STATED EXERCISE:
Answer with one number only: the number of lines that include the word "React".

SOURCE MATERIAL:
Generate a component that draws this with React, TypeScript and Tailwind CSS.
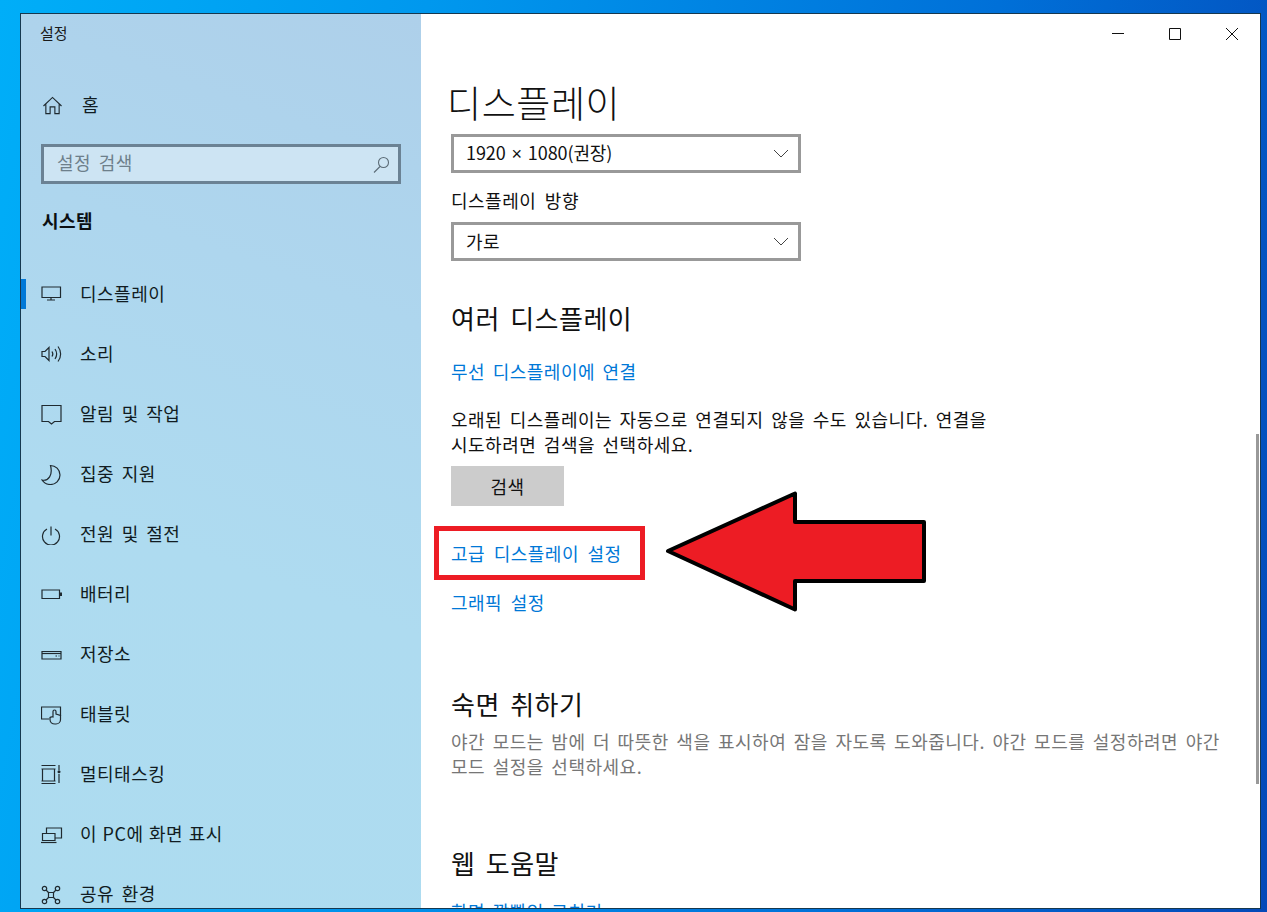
import React from "react";

const S = { fill: "none", stroke: "#1f2a30", strokeWidth: 1.2 };

function Ico({ children }: { children: React.ReactNode }) {
  return (
    <svg width="22" height="22" viewBox="0 0 22 22" className="shrink-0" {...S}>
      {children}
    </svg>
  );
}

const icons: Record<string, React.ReactNode> = {
  display: (
    <Ico>
      <path d="M1 4h18.500v10.500h-18.500z" />
      <path d="M10 14.500v2.500M6 17h8" />
    </Ico>
  ),
  sound: (
    <Ico>
      <path d="M1 8.500h3l4-4v13l-4-4h-3z" />
      <path d="M11 8.500c1 1.500 1 3.500 0 5M14 6c2 3 2 7 0 10M17 3.500c3.500 4.500 3.500 10.500 0 15" />
    </Ico>
  ),
  note: (
    <Ico>
      <path d="M1 2.500h19v16h-6.500l-3 2.500-3-2.500h-6.500z" />
    </Ico>
  ),
  moon: (
    <Ico>
      <path d="M9.500 2.500c5 0 9.500 4 9.500 9.500s-4.500 9.500-9.500 9.500c-3.500 0-6.500-1.500-8.500-4.500 6.500 1.500 11-5 8.500-14.500z" />
    </Ico>
  ),
  power: (
    <Ico>
      <path d="M10 3.500v9" />
      <path d="M6 6a8.500 8.500 0 1 0 8 0" />
    </Ico>
  ),
  battery: (
    <Ico>
      <path d="M1 7h17.500v8.500h-17.500z" />
      <path d="M20 9.500v3.500" strokeWidth="2" />
    </Ico>
  ),
  storage: (
    <Ico>
      <path d="M1 8.500h19v7.500h-19z" />
      <path d="M1 10.500h19" />
      <path d="M14.500 13h1.500M17.500 13h1" />
    </Ico>
  ),
  tablet: (
    <Ico>
      <path d="M8 16h-7.500v-12h19v9" />
      <path d="M9 14.500c1-1 3-.5 3-.5v-5.500a1.500 1.500 0 0 1 3 0v2.500l4.500 1.500v4c0 2.500-2 4.500-4.500 4.500h-1c-3 0-5-2-5-4.500z" />
    </Ico>
  ),
  multi: (
    <Ico>
      <path d="M.5 2.500h14M.5 6h14M1.500 6v12M13.500 6v12M.5 18h14M.5 20.500h14" />
      <path d="M18 2v5M18 11v9" />
      <circle cx="18" cy="8.800" r="1.500" fill="#1f2a30" stroke="none" />
    </Ico>
  ),
  project: (
    <Ico>
      <path d="M5.500 10v-5h15v10h-6.500" />
      <path d="M1.500 10.500h12.500v7h-12.500z" />
      <path d="M0 19.500h15.500" />
    </Ico>
  ),
  share: (
    <Ico>
      <circle cx="3.500" cy="5.500" r="2.200" />
      <circle cx="16.500" cy="5.500" r="2.200" />
      <circle cx="3.500" cy="18.500" r="2.200" />
      <circle cx="16.500" cy="18.500" r="2.200" />
      <path d="M7.500 9.500h5v5h-5z" />
      <path d="M5 7l2.500 2.500M15 7l-2.500 2.500M5 17l2.500-2.500M15 17l-2.500-2.500" />
    </Ico>
  ),
};

const items: [string, string][] = [
  ["display", "디스플레이"],
  ["sound", "소리"],
  ["note", "알림 및 작업"],
  ["moon", "집중 지원"],
  ["power", "전원 및 절전"],
  ["battery", "배터리"],
  ["storage", "저장소"],
  ["tablet", "태블릿"],
  ["multi", "멀티태스킹"],
  ["project", "이 PC에 화면 표시"],
  ["share", "공유 환경"],
];

function Chevron() {
  return (
    <svg width="16" height="9" viewBox="0 0 16 9" fill="none" stroke="#444" strokeWidth="1">
      <path d="M1 1l7 7 7-7" />
    </svg>
  );
}

function Select({ children }: { children: React.ReactNode }) {
  return (
    <div className="w-[350px] h-[39px] border-[3px] border-[#999999] flex items-center justify-between pl-[12px] pr-[9px] text-[18px] text-[#111]">
      <span>{children}</span>
      <Chevron />
    </div>
  );
}

export default function App() {
  return (
    <div className="w-[1267px] h-[912px] overflow-hidden p-[13px_6px_3px_20px] bg-[linear-gradient(100deg,#00aef8_0%,#0098ee_30%,#0070d8_70%,#0449b8_100%)] font-['Noto_Sans_CJK_KR','Noto_Sans',sans-serif] tracking-[0.5px] [word-spacing:3px]">
      <div className="relative w-[1241px] h-[896px] border border-[#16384f] flex overflow-hidden bg-white">
        {/* Sidebar */}
        <aside className="w-[400px] shrink-0 h-full bg-[linear-gradient(200deg,#aed0ea_0%,#aed6ee_30%,#aedbf0_60%,#addcf0_100%)] text-[#111c22]">
          <div className="h-[38px] pl-[19px] flex items-center text-[15px] tracking-normal text-[#1a1a1a]">설정</div>
          <div className="mt-[23px] h-[60px] flex items-center pl-[22px] gap-[20px] text-[18px]">
            <svg width="19" height="19" viewBox="0 0 20 20" fill="none" stroke="#1f2a30" strokeWidth="1.200">
              <path d="M0.500 10.500l9.500-9 9.500 9M3 8.500v10h4.500v-7h5v7h4.500v-10" />
            </svg>
            <span className="pb-[2px]">홈</span>
          </div>
          <div className="mt-[9px] ml-[20px] w-[360px] h-[40px] border-[3px] border-[#6b8294] bg-[#cde4f3] flex items-center justify-between pl-[13px] pr-[8px] text-[18px] text-[#6d7f8b]">
            <span className="pb-[3px]">설정 검색</span>
            <svg width="17" height="17" viewBox="0 0 17 17" fill="none" stroke="#5b6b76" strokeWidth="1.100">
              <circle cx="10.500" cy="6.500" r="5" />
              <path d="M7 10.500l-6 6" />
            </svg>
          </div>
          <div className="mt-[22px] h-[30px] pl-[21px] pb-[2px] flex items-center text-[18px] font-bold text-[#0b0f12]">시스템</div>
          <nav className="mt-[28px]">
            {items.map(([icon, label], i) => (
              <div key={label} className="relative h-[60px] flex items-center pl-[20px] gap-[17px] text-[18px]">
                {i === 0 && <span className="absolute left-0 top-[15px] w-[5px] h-[30px] bg-[#0078d7]" />}
                {icons[icon]}
                <span className={icon === "project" ? "pb-[2px] [word-spacing:1px]" : "pb-[2px]"}>{label}</span>
              </div>
            ))}
          </nav>
        </aside>

        {/* Main */}
        <main className="flex-1 min-w-0 h-full pl-[30px] text-[#111]">
          <h1 className="mt-[62px] ml-[-4px] h-[52px] flex items-center text-[37px] leading-none font-light tracking-[0.6px] text-[#111]">디스플레이</h1>
          <div className="mt-[6px]">
            <Select>
              <span className="tracking-[-0.1px] [word-spacing:0]">
                1920 <span className="font-['Liberation_Sans'] px-[2px]">×</span> 1080(권장)
              </span>
            </Select>
          </div>
          <div className="mt-[13px] h-[28px] flex items-center text-[18px] [word-spacing:4px]">디스플레이 방향</div>
          <div className="mt-[8px]"><Select>가로</Select></div>
          <h2 className="mt-[38px] h-[36px] flex items-center text-[26px] tracking-[0.5px] [word-spacing:4px] font-normal">여러 디스플레이</h2>
          <a className="mt-[22px] h-[28px] flex items-center text-[18px] text-[#0078d7]">무선 디스플레이에 연결</a>
          <p className="mt-[22px] text-[18px] leading-[25px] w-[600px]">
            오래된 디스플레이는 자동으로 연결되지 않을 수도 있습니다. 연결을
            <br />
            시도하려면 검색을 선택하세요.
          </p>
          <div className="mt-[9px] w-[113px] h-[40px] bg-[#cccccc] flex items-center justify-center text-[18px]">검색</div>
          <a className="mt-[20px] ml-[-17px] w-[211px] h-[54px] border-[5px] border-[#ed1c24] pl-[12px] flex items-center text-[18px] text-[#0078d7] [word-spacing:4px]">
            고급 디스플레이 설정
          </a>
          <a className="mt-[8px] h-[28px] flex items-center text-[18px] text-[#0078d7] [word-spacing:4px]">그래픽 설정</a>
          <h2 className="mt-[69px] h-[36px] flex items-center text-[26px] tracking-[0.5px] [word-spacing:4px] font-normal">숙면 취하기</h2>
          <p className="mt-[8px] text-[18px] leading-[25px] w-[790px] text-[#767676]">
            야간 모드는 밤에 더 따뜻한 색을 표시하여 잠을 자도록 도와줍니다. 야간 모드를 설정하려면 야간
            <br />
            모드 설정을 선택하세요.
          </p>
          <h2 className="mt-[65px] h-[36px] flex items-center text-[26px] tracking-[0.5px] [word-spacing:4px] font-normal">웹 도움말</h2>
          <a className="mt-[17px] h-[28px] flex items-center text-[18px] text-[#0078d7]">화면 깜빡임 고치기</a>
        </main>

        {/* Window controls */}
        <div className="absolute right-[22px] top-[14px] flex items-center gap-[45px]">
          <svg width="12" height="12" viewBox="0 0 12 12" stroke="#111" strokeWidth="1"><path d="M0 5.500h12" /></svg>
          <svg width="12" height="12" viewBox="0 0 12 12" fill="none" stroke="#111" strokeWidth="1"><path d="M.5.500h11v11h-11z" /></svg>
          <svg width="12" height="12" viewBox="0 0 12 12" stroke="#111" strokeWidth="1"><path d="M0 0l12 12M12 0l-12 12" /></svg>
        </div>

        {/* Scrollbar thumb */}
        <div className="absolute right-[1px] top-[420px] w-[3px] h-[350px] bg-[#999999]" />

        {/* Annotation arrow */}
        <svg className="absolute left-[643px] top-[477px]" width="266" height="122" viewBox="0 0 266 122">
          <path
            d="M4 60 L131 2.500 V31 H260 V90 H131 V118.500 Z"
            fill="#ed1c24"
            stroke="#000"
            strokeWidth="4"
            strokeLinejoin="round"
          />
        </svg>
      </div>
    </div>
  );
}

CORRECT ANSWER:
5